Bottom line, what Dan did to increase the executive stock option compensation plan was critical to attract the quality technical and management talent necessary to make ADXS a huge success. High quality talent costs millions of dollars... usually supplied by stock grants and options, no cash (which is dear).
The rants of retail about "management getting rich" is generally nonsense. Sure, there are examples of CEO's and executives who milked a company that eventually went down, but those examples are rare. Generally, the outcome is binary: either the execs and technical talent walk away with little more than the income they received from decent (though rarely extraordinary) cash compensation, or they walk away multi-millionaires because they made a HUGE amount of money for the investors.
From all I can tell, Dan is pursuing a "big vision" outcome for ADXS because he believe the Lm technology will have a significant role in immuno-therapy. If you don't believe in his vision, then you ought not be investing in this company. And, that means buying into the need to attract the absolute best with hefty stock grants and options.
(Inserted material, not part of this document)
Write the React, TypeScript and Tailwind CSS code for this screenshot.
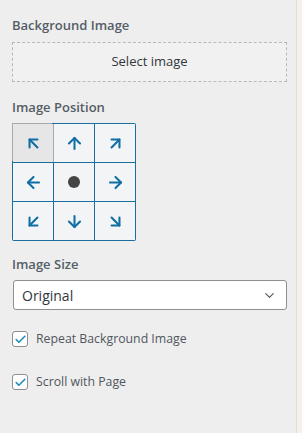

Complaints about "Dilution Dan" make no sense to me. This company needs funds to develop its products, which seem to be progressing quite well. So, no problem with the use of funds. There's only two places to get funds (typically): secondary offerings and partnership deals. BOTH "dilute" current shareholders. So, unless you want ADXS to stop developing its drugs, you have to accept one type of dilution or the other. That's SOP for early stage biotechs. The ONLY issue is: whether a specific dilutive event has the best price associated with it compared to what else is available. On that question NO ONE here is knowledgeable enough to offer analysis to clearly demonstrate Dan is doing a poor job. Since we have no idea what kinds of partnership deals are possible on what terms, there's no way for us retail folks to have a clue on this question, except indirect and qualitative.
Given that he is highly experienced in deals before becoming ADXS CEO, my guess is he knows what he's doing. Some of the deals he has made sound very efficient to me (e.g., Korea, South America, GOG, India). That is my indirect and qualitative assessment. Anyone got better? And the fact that the current share price is lower than average secondary price means nothing because we're a long way from monetization.
If you can offer detailed financial analysis to demonstrate Dan's dilution has been inefficient and poorly considered, bring it forward. Otherwise, stop whining.
Nice price action this morning, given the secondary at $13.50.